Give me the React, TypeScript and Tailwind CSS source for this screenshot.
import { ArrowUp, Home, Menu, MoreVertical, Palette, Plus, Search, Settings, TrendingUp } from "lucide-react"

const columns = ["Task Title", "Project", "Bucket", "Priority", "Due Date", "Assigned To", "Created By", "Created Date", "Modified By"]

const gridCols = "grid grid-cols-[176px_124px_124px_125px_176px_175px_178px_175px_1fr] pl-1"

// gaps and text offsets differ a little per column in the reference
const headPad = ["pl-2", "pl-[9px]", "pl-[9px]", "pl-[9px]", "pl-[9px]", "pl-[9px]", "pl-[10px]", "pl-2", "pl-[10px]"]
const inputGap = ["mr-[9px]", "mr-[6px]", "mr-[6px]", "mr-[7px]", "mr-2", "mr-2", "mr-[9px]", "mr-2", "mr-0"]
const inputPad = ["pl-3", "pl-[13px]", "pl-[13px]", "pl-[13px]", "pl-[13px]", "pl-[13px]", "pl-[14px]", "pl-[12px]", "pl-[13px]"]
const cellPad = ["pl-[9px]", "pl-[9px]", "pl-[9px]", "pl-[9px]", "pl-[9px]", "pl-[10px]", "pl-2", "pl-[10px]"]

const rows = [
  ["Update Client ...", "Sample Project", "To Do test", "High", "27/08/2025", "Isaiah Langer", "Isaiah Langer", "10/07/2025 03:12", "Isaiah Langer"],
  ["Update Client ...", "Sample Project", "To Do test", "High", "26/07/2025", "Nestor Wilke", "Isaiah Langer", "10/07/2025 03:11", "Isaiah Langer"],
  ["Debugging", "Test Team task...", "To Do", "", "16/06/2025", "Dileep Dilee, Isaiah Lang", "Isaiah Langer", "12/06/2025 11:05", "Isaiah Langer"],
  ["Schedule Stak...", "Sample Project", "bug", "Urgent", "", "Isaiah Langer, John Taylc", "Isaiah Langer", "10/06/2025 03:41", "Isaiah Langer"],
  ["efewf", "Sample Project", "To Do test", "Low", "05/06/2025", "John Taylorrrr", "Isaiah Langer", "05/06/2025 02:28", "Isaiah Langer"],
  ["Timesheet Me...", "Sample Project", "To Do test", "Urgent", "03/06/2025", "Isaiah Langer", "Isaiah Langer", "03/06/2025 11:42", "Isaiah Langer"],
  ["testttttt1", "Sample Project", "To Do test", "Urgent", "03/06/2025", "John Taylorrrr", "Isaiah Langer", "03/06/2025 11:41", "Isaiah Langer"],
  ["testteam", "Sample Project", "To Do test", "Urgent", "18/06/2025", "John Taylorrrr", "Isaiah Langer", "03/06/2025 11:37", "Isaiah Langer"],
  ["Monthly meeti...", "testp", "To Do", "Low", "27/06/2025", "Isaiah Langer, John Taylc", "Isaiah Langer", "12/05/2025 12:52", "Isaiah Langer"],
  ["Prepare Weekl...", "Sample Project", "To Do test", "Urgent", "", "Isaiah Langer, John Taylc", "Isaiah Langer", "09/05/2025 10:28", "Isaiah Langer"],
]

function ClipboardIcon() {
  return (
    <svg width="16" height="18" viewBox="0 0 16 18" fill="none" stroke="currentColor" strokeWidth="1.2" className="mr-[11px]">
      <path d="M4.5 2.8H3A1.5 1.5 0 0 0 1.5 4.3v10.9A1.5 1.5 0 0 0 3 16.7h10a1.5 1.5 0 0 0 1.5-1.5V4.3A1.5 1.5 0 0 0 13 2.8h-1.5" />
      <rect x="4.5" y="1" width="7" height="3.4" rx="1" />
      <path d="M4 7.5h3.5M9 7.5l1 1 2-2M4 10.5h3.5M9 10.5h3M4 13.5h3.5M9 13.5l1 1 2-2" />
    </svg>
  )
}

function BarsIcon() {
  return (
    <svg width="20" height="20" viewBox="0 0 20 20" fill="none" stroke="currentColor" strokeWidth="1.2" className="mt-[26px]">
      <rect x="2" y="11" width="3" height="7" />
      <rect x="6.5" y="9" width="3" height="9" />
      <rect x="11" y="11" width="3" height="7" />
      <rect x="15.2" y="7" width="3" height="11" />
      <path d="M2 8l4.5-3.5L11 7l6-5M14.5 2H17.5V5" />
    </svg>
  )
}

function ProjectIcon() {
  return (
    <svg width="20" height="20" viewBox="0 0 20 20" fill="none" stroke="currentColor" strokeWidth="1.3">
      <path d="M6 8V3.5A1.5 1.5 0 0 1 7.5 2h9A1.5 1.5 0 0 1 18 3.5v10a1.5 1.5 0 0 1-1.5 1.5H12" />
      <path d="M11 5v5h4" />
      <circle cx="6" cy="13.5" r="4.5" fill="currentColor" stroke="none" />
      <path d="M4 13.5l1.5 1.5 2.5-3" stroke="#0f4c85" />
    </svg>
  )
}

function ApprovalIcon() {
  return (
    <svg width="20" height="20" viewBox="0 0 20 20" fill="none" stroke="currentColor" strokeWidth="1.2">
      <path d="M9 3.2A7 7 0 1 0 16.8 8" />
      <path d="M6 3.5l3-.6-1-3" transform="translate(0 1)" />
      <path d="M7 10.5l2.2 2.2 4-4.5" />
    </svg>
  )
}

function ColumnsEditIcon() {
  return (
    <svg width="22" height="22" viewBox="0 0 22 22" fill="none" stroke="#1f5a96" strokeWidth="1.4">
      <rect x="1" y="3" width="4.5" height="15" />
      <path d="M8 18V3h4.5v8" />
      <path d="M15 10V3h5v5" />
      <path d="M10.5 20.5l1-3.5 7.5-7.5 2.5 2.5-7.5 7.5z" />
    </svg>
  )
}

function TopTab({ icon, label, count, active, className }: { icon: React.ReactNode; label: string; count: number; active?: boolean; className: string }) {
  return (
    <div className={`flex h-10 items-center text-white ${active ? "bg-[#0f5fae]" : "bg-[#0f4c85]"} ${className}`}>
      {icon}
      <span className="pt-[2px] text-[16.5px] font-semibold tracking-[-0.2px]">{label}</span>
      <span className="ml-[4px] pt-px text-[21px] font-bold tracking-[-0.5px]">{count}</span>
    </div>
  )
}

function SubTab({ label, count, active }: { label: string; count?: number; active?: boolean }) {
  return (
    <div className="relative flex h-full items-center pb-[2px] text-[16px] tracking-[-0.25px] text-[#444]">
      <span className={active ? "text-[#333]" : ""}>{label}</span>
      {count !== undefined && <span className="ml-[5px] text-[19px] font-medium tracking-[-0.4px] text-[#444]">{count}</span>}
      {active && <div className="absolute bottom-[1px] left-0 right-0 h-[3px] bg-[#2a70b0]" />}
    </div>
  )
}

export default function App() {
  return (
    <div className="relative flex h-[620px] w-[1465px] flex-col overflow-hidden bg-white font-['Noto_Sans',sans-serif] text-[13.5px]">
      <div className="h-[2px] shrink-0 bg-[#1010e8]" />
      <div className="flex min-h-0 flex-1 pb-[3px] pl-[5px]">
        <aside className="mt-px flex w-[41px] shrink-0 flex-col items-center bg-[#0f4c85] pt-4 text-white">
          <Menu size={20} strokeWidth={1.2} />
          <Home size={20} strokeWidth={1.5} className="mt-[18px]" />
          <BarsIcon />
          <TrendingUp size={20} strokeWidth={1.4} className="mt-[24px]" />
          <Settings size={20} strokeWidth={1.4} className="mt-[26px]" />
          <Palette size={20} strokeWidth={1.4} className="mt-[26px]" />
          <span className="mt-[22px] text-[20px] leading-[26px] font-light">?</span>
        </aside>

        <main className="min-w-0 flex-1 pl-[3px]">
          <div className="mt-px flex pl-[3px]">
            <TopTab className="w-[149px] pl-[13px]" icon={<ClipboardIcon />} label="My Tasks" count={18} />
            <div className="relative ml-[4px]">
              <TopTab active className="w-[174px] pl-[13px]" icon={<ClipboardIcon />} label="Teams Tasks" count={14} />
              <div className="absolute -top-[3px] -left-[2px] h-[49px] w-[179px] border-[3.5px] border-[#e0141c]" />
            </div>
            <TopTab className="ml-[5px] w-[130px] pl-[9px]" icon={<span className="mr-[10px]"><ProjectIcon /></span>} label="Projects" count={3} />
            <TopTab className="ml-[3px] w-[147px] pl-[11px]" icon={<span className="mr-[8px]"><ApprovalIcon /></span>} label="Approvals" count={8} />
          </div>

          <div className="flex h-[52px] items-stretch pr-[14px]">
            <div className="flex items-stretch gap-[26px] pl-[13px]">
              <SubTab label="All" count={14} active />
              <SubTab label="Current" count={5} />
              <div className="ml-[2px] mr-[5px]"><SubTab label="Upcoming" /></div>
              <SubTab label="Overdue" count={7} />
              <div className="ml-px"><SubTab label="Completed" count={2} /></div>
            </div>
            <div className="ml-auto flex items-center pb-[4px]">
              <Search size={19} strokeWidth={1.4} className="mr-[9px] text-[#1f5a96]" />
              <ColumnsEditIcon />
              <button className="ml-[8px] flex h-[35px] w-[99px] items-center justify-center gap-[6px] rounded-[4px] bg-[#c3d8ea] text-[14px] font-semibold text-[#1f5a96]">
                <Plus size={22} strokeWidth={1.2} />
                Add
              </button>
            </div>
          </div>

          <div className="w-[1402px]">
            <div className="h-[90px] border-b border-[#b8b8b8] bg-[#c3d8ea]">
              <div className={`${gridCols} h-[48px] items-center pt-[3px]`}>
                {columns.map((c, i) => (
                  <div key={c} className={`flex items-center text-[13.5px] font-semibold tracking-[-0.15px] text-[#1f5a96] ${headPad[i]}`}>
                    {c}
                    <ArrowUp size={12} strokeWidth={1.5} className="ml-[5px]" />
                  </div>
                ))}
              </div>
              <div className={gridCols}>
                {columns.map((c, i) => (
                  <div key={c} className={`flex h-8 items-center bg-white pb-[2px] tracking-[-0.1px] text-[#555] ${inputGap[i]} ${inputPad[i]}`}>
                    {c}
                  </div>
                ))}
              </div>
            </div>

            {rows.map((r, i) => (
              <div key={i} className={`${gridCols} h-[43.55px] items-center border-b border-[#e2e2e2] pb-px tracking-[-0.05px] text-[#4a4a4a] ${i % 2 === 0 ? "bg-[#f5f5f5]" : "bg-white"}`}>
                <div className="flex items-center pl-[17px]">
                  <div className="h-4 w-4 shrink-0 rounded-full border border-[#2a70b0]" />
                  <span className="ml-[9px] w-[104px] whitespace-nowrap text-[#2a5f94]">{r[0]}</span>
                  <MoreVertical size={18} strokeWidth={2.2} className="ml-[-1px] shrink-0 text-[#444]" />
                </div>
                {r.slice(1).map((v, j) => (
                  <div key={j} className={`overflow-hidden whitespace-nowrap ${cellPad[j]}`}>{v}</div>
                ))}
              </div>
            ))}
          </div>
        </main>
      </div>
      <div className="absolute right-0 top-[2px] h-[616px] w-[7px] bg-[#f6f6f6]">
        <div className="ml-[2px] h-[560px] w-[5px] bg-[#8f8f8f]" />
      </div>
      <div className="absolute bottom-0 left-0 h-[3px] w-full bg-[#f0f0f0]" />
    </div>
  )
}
========================================
**PROBLEM REQUIREMENTS:**
Everything from the first line through the line containing "Search, Settings, TrendingUp" should be quoted exactly, and nothing beyond it.

**FINISHED EXERCISE:**
Give me the React, TypeScript and Tailwind CSS source for this screenshot.
import { ArrowUp, Home, Menu, MoreVertical, Palette, Plus, Search, Settings, TrendingUp } from "lucide-react"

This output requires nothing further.